On sports: “To be a fan is to live in a condition of willed helplessness. We are (for the most part) men who sit around and watch other men run and leap and sweat and grapple each other. It is a deeply homoerotic pattern of conduct, often interracial in nature, and essentially humiliating.”
On popular culture: “I have never actually owned a TV, a fact I mention whenever possible, in the hopes that it will make me seem noble and possibly lead to oral sex.”
On his literary hero, Kurt Vonnegut: “His books perform the greatest feat of alchemy known to man: the conversion of grief into laughter by means of courageous imagination.”
On religion: “Every year, when Chanukah season rolled around, my brothers and I would make the suburban pilgrimage to the home of our grandparents, where we would ring in the holiday with a big, juicy Chanukah ham.”
The essays in (Not that You Asked) will make you laugh out loud, or, maybe just as likely, hurl the book across the room. Either way, you’ll find Steve Almond savagely entertaining. Not that you asked.

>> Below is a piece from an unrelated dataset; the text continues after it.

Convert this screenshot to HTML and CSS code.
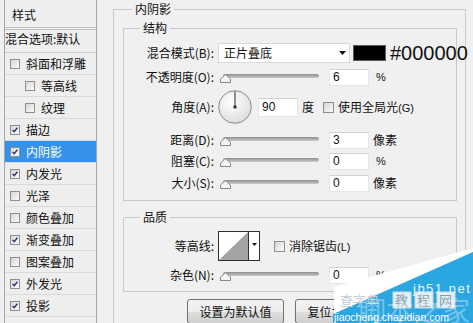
FILE: index.html
```html
<!DOCTYPE html>
<html>
<head>
<meta charset="utf-8">
<link rel="stylesheet" href="styles.css">
</head>
<body>
<div class="dlg">
  <aside class="styles">
    <div class="st-head">样式</div>
    <div class="st-blend">混合选项:默认</div>
    <div class="item"><span class="cb"></span>斜面和浮雕</div>
    <div class="item sub"><span class="cb"></span>等高线</div>
    <div class="item sub"><span class="cb"></span>纹理</div>
    <div class="item"><span class="cb"><svg viewBox="0 0 10 10"><path d="M2 4.8l2 2.4 4-5"/></svg></span>描边</div>
    <div class="item sel"><span class="cb"><svg viewBox="0 0 10 10"><path d="M2 4.8l2 2.4 4-5"/></svg></span>内阴影</div>
    <div class="item"><span class="cb"><svg viewBox="0 0 10 10"><path d="M2 4.8l2 2.4 4-5"/></svg></span>内发光</div>
    <div class="item"><span class="cb"></span>光泽</div>
    <div class="item"><span class="cb"></span>颜色叠加</div>
    <div class="item"><span class="cb"><svg viewBox="0 0 10 10"><path d="M2 4.8l2 2.4 4-5"/></svg></span>渐变叠加</div>
    <div class="item"><span class="cb"></span>图案叠加</div>
    <div class="item"><span class="cb"><svg viewBox="0 0 10 10"><path d="M2 4.8l2 2.4 4-5"/></svg></span>外发光</div>
    <div class="item"><span class="cb"><svg viewBox="0 0 10 10"><path d="M2 4.8l2 2.4 4-5"/></svg></span>投影</div>
  </aside>

  <main class="main">
    <fieldset class="grp outer">
      <legend class="lg-outer">内阴影</legend>

      <fieldset class="grp inner struct">
        <legend class="lg-inner">结构</legend>
        <div class="row r-blend">
          <span class="lbl">混合模式(B):</span>
          <div class="select"><span>正片叠底</span><svg class="dd" viewBox="0 0 7 4"><path d="M0 0h7L3.5 4z"/></svg></div>
          <span class="swatch"></span>
          <span class="hex">#000000</span>
        </div>
        <div class="row r-opacity">
          <span class="lbl">不透明度(O):</span>
          <div class="slider"><span class="track"></span><svg class="thumb" viewBox="0 0 11 9"><path d="M5.5 .5L10.5 5V8.5H.5V5z"/></svg></div>
          <span class="num">6</span><span class="unit pct">%</span>
        </div>
        <div class="row r-angle">
          <span class="lbl">角度(A):</span>
          <svg class="dial" viewBox="0 0 34 34">
            <defs><radialGradient id="dg" cx="40%" cy="35%" r="70%"><stop offset="0" stop-color="#ffffff"/><stop offset="1" stop-color="#dcdcdc"/></radialGradient></defs>
            <circle cx="17" cy="17" r="16.3" fill="url(#dg)" stroke="#8a8a8a"/>
            <line x1="17" y1="17" x2="17" y2="1.5" stroke="#4a4a4a" stroke-width="1.2"/>
            <circle cx="17" cy="17" r="1.8" fill="#3a3a3a"/>
          </svg>
          <span class="num ang">90</span><span class="unit">度</span>
          <span class="cb gl"></span><span class="cbl">使用全局光<span class="lat">(G)</span></span>
        </div>
        <div class="row r-dist">
          <span class="lbl">距离(D):</span>
          <div class="slider"><span class="track"></span><svg class="thumb" viewBox="0 0 11 9"><path d="M5.5 .5L10.5 5V8.5H.5V5z"/></svg></div>
          <span class="num">3</span><span class="unit">像素</span>
        </div>
        <div class="row r-choke">
          <span class="lbl">阻塞(C):</span>
          <div class="slider"><span class="track"></span><svg class="thumb" viewBox="0 0 11 9"><path d="M5.5 .5L10.5 5V8.5H.5V5z"/></svg></div>
          <span class="num">0</span><span class="unit pct">%</span>
        </div>
        <div class="row r-size">
          <span class="lbl">大小(S):</span>
          <div class="slider"><span class="track"></span><svg class="thumb" viewBox="0 0 11 9"><path d="M5.5 .5L10.5 5V8.5H.5V5z"/></svg></div>
          <span class="num">0</span><span class="unit">像素</span>
        </div>
      </fieldset>

      <fieldset class="grp inner quality">
        <legend class="lg-inner">品质</legend>
        <div class="row r-contour">
          <span class="lbl">等高线:</span>
          <div class="contour">
            <svg class="cpreview" viewBox="0 0 29 28" preserveAspectRatio="none"><rect width="29" height="28" fill="#fff"/><path d="M0 28L29 0V28z" fill="#a3a3a3"/></svg>
            <span class="carrow"><svg class="dd" viewBox="0 0 7 4"><path d="M0 0h7L3.5 4z"/></svg></span>
          </div>
          <span class="cb aa"></span><span class="cbl">消除锯齿<span class="lat">(L)</span></span>
        </div>
        <div class="row r-noise">
          <span class="lbl">杂色(N):</span>
          <div class="slider"><span class="track"></span><svg class="thumb" viewBox="0 0 11 9"><path d="M5.5 .5L10.5 5V8.5H.5V5z"/></svg></div>
          <span class="num">0</span><span class="unit pct">%</span>
        </div>
      </fieldset>

      <div class="btns">
        <span class="btn">设置为默认值</span>
        <span class="btn">复位为默认值</span>
      </div>
    </fieldset>
  </main>

  <svg class="watermark" viewBox="0 0 140 75">
    <path d="M1 39L140 0V4L5 64L1 66z" fill="#ffffff"/>
    <path d="M140 4V75H0V66L5 64z" fill="#2aa6e1"/>
    <text x="7" y="57" class="wm-cz">查字典</text>
    <rect x="60" y="44" width="18" height="16" class="wm-box"/>
    <rect x="82" y="44" width="18" height="16" class="wm-box"/>
    <rect x="104" y="44" width="18" height="16" class="wm-box"/>
    <text x="62" y="57" class="wm-jc">教</text>
    <text x="84" y="57" class="wm-jc">程</text>
    <text x="106" y="57" class="wm-jc">网</text>
    <text x="80" y="45" class="wm-jb">jb51.net</text>
    <text x="25" y="74" class="wm-big">脚本之家</text>
    <text x="1" y="73" class="wm-url">jiaocheng.chazidian.com</text>
  </svg>
</div>
</body>
</html>
```

FILE: styles.css
```css
* { box-sizing: border-box; }
html, body { margin: 0; padding: 0; }
body {
  width: 473px;
  height: 323px;
  overflow: hidden;
  background: #f0f0f0;
  font-family: "Noto Sans CJK SC", "Noto Sans", sans-serif;
  font-size: 12px;
  line-height: 16px;
  color: #111;
}
.dlg {
  position: relative;
  display: flex;
  height: 323px;
  overflow: hidden;
}

/* left style list */
.styles {
  flex: none;
  margin-left: 4px;
  width: 93px;
  height: 323px;
  background: #eeeeee;
  border-left: 1px solid #a6a6a6;
  border-right: 1px solid #a6a6a6;
}
.st-head {
  height: 30px;
  padding: 3px 0 0 7px;
  display: flex;
  align-items: center;
  border-bottom: 3px double #c2c2c2;
}
.st-blend {
  height: 23px;
  padding-bottom: 5px;
  display: flex;
  align-items: center;
  border-bottom: 1px solid #d2d2d2;
}
.item {
  height: 22px;
  display: flex;
  align-items: center;
  gap: 6px;
  padding-left: 5px;
  border-bottom: 1px solid #dadada;
}
.item.sub { padding-left: 20px; }
.item.sel { background: #3592ea; color: #fff; }

.cb {
  flex: none;
  width: 10px;
  height: 10px;
  border: 1px solid #8e9090;
  background: linear-gradient(135deg, #d6d6d6, #fbfbfb);
  display: flex;
}
.cb svg { width: 8px; height: 8px; }
.cb path { fill: none; stroke: #25346c; stroke-width: 1.7; }

/* right settings */
.main {
  flex: 1;
  padding-left: 16px;
}
.grp {
  margin: 0;
  padding: 0;
  min-width: 0;
  border: 1px solid #c9c9c9;
}
.grp legend {
  padding: 0 3px;
  font-size: 12px;
}
.outer {
  width: 353px;
  height: 323px;
  border-bottom-width: 0;
}
.lg-outer { margin-left: 18px; line-height: 18px; }
.lg-inner { margin-left: 16px; line-height: 16px; }
.inner { margin-left: 9px; width: 334px; }
.struct { margin-top: 2px; padding-bottom: 7px; }
.quality { margin-top: 8px; padding-bottom: 6px; }

.row { display: flex; align-items: center; }
.lbl {
  flex: none;
  width: 90px;
  margin-right: 4px;
  text-align: right;
  white-space: nowrap;
}
.r-blend { margin-top: 7px; height: 20px; }
.r-opacity { margin-top: 3px; height: 22px; }
.r-angle { margin-top: 2px; height: 34px; }
.r-dist { margin-top: 6px; height: 20px; }
.r-choke { margin-top: 1px; height: 20px; }
.r-size { margin-top: 2px; height: 20px; }
.r-contour { margin-top: 6px; height: 30px; }
.r-noise { margin-top: 4px; height: 20px; }

.select {
  flex: none;
  width: 132px;
  height: 20px;
  background: #fff;
  border: 1px solid #dadada;
  display: flex;
  align-items: center;
  justify-content: space-between;
  padding: 0 3px 0 5px;
}
.dd { width: 7px; height: 4px; }
.dd path { fill: #111; }
.swatch {
  flex: none;
  margin-left: 3px;
  width: 33px;
  height: 16px;
  background: #000;
  border: 1px solid #5a5a5a;
}
.hex {
  margin-left: 4px;
  font-family: "Liberation Sans", Arial, sans-serif;
  font-size: 20px;
  line-height: 20px;
  color: #111;
  white-space: nowrap;
}

.slider {
  flex: none;
  position: relative;
  width: 101px;
  height: 20px;
}
.track {
  position: absolute;
  left: 5px;
  right: 0;
  top: 7px;
  height: 4px;
  border-radius: 2px;
  background: linear-gradient(#8f8f8f, #c9c9c9);
}
.thumb {
  position: absolute;
  left: 2px;
  top: 7px;
  width: 11px;
  height: 9px;
}
.thumb path { fill: #f4f4f4; stroke: #878787; stroke-width: 1; }

.num {
  flex: none;
  margin-left: 10px;
  width: 40px;
  height: 17px;
  background: #fff;
  border: 1px solid #e6e6e6;
  border-top-color: #d2d2d2;
  padding-left: 3px;
  font-family: "Liberation Sans", Arial, sans-serif;
  font-size: 12px;
  line-height: 15px;
}
.num.ang { margin-left: 6px; height: 19px; line-height: 17px; }
.unit { margin-left: 4px; white-space: nowrap; }
.unit.pct { margin-left: 7px; font-family: "Liberation Sans", Arial, sans-serif; font-size: 11px; }

.dial { flex: none; width: 34px; height: 34px; }

.cb.gl, .cb.aa { width: 11px; height: 11px; }
.cb.gl { margin-left: 9px; }
.cb.aa { margin-left: 14px; }
.cbl { margin-left: 4px; white-space: nowrap; }
.lat { font-family: "Liberation Sans", Arial, sans-serif; font-size: 11px; }

.contour {
  flex: none;
  width: 42px;
  height: 30px;
  border: 1px solid #2f2f2f;
  display: flex;
  background: #fff;
}
.cpreview { width: 29px; height: 28px; display: block; }
.carrow {
  flex: 1;
  border-left: 1px solid #2f2f2f;
  display: flex;
  align-items: center;
  justify-content: center;
  padding-bottom: 3px;
}
.carrow .dd { width: 5px; height: 3px; }

.btns {
  display: flex;
  gap: 11px;
  margin: 7px 0 0 73px;
}
.btn {
  flex: none;
  width: 97px;
  height: 25px;
  border: 1px solid #707070;
  border-radius: 3px;
  background: linear-gradient(#f3f3f3, #ececec 50%, #dedede 51%, #d0d0d0);
  display: flex;
  align-items: center;
  justify-content: center;
}

/* watermark overlay */
.watermark {
  position: absolute;
  right: 0;
  bottom: 0;
  width: 140px;
  height: 75px;
}
.wm-cz { font-family: "Noto Sans CJK SC", sans-serif; font-size: 13px; fill: #c4ccd4; }
.wm-box { fill: #ffffff; fill-opacity: 0.85; stroke: #d0d6dc; }
.wm-jc { font-family: "Noto Sans CJK SC", sans-serif; font-size: 13px; fill: #8d9aa6; }
.wm-jb { font-family: "Liberation Sans", sans-serif; font-size: 13px; letter-spacing: 1.5px; fill: #e9f6fd; }
.wm-big { font-family: "Noto Sans CJK SC", sans-serif; font-size: 28px; fill: #ffffff; fill-opacity: 0.35; }
.wm-url { font-family: "Liberation Sans", sans-serif; font-size: 10.5px; fill: #ffffff; }
```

“A pop-culture-saturated intellectual, a kindly grouch, vitriolic Boston Red Sox hater, neurotic new father and Kurt Vonnegut fanatic… [Almond] scores big in every chapter of this must-have collection. Biting humor, honesty, smarts and heart: Vonnegut himself would have been proud.”
—— Kirkus Reviews (starred review)
PUBLISHERS WEEKLY
This collection of essays on everything from Oprah's Book Club to the joy of being a new father displays all the qualities that have made Almond's short stories (The Evil B.B. Chow) and nonfiction (Candyfreak) entertaining. The wicked humor of "Dear Oprah" features an in-your-face attack on "the Savior of Publishing" and her book club, followed by equally obsequious apologies, including a "gift of trust" to her of his baby daughter. A section titled "About My Sexual Failure (Not That You Asked)" offers brutally honest dissections of his sexual obsessions as well as those of past girlfriends, including chest waxing, fake breasts and masturbating in the family pool. "Demagogue Days" is a hilarious look at Almond's experience with Fox News that displays an abiding disgust at current arbiters of cultural and political life in America as well as an enduring empathy for the underdog. But best of all is a beautiful and angry essay on "The Failed Prophecy of Kurt Vonnegut (and How It Saved My Life)," a look at Vonnegut's career-long concern over "whether mankind would survive its own despicable conduct" that serves as a summation of Almond's personal and literary ethos.